Aug 12: vs. Athletics

Aug 18: @ Phillies

Aug 23: @ Angels

Aug 28: vs. Detroit

Sept 2: vs. Indians

Sept 7: @ Red Sox

Sept 12: @ Yankees

Sept 17: @ Braves

Sept 22: vs. Yankees

Sept 27: vs. Rays

Oct 2: @ Rays

Six of his potential 13 starts come against AL East opponents, and three against the Yankees, which is extremely important. The Jays have 13 games against the Yankees, and being 7 back at the moment, all of them will be very important if they want a shot at catching them. Price has the stuff and experience to lead this team into pressure packed games down the stretch; his starts against the Yankees in particular, and all of his starts will be of the upmost importance. There’s a very small number of pitchers you want to give that responsibility to, and Price is absolutely one of those arms.

Another thing to note is his playoff experience, something that is definitely lacking in the Jays rotation. His playoff numbers aren’t eye-popping by any means, but the experience is valuable nonetheless. Through 40 IP, including 5 starts and 5 appearances out of the bullpen, he’s put up a 4.50 ERA, with 36 K’s and 9 BB’s. His most recent start, which came last year in the ALDS against the Baltimore Orioles, he went: 8 IP, 5 H, 2 ER, 2 BB, 6 K.
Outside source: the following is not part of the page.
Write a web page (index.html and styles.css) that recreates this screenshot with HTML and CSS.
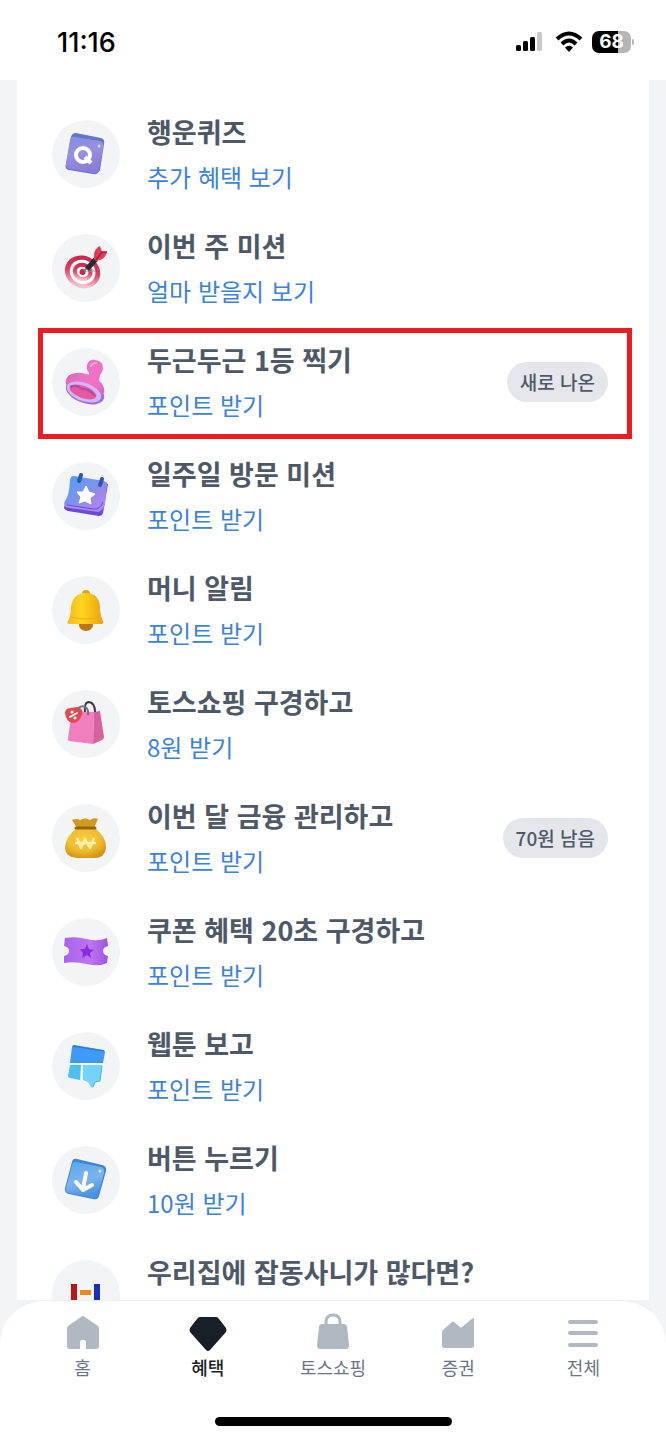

All in all, Price is an absolutely fantastic addition to the team, that is abundantly clear. The value of adding him down the stretch is incredible, and for us fans, there hasn’t been a better time to be a Blue Jays fan in a very long time. Price has the stuff, the experience, the pedigree, the intangibles. He’s got it all.

One final note, Anthopoulos needs to be praised for his work here. If the Jays don’t make the playoffs, it will not fall on him. Along with Price, he’s added Josh Donaldson, Tulowitzki, Devon Travis, and Russell Martin for this 2015 ball club. Every team in the major leagues would love to have these players on their team, and Anthopoulos has been the one to add them. Outstanding.

All we have left to do as fans, is sit back and enjoy.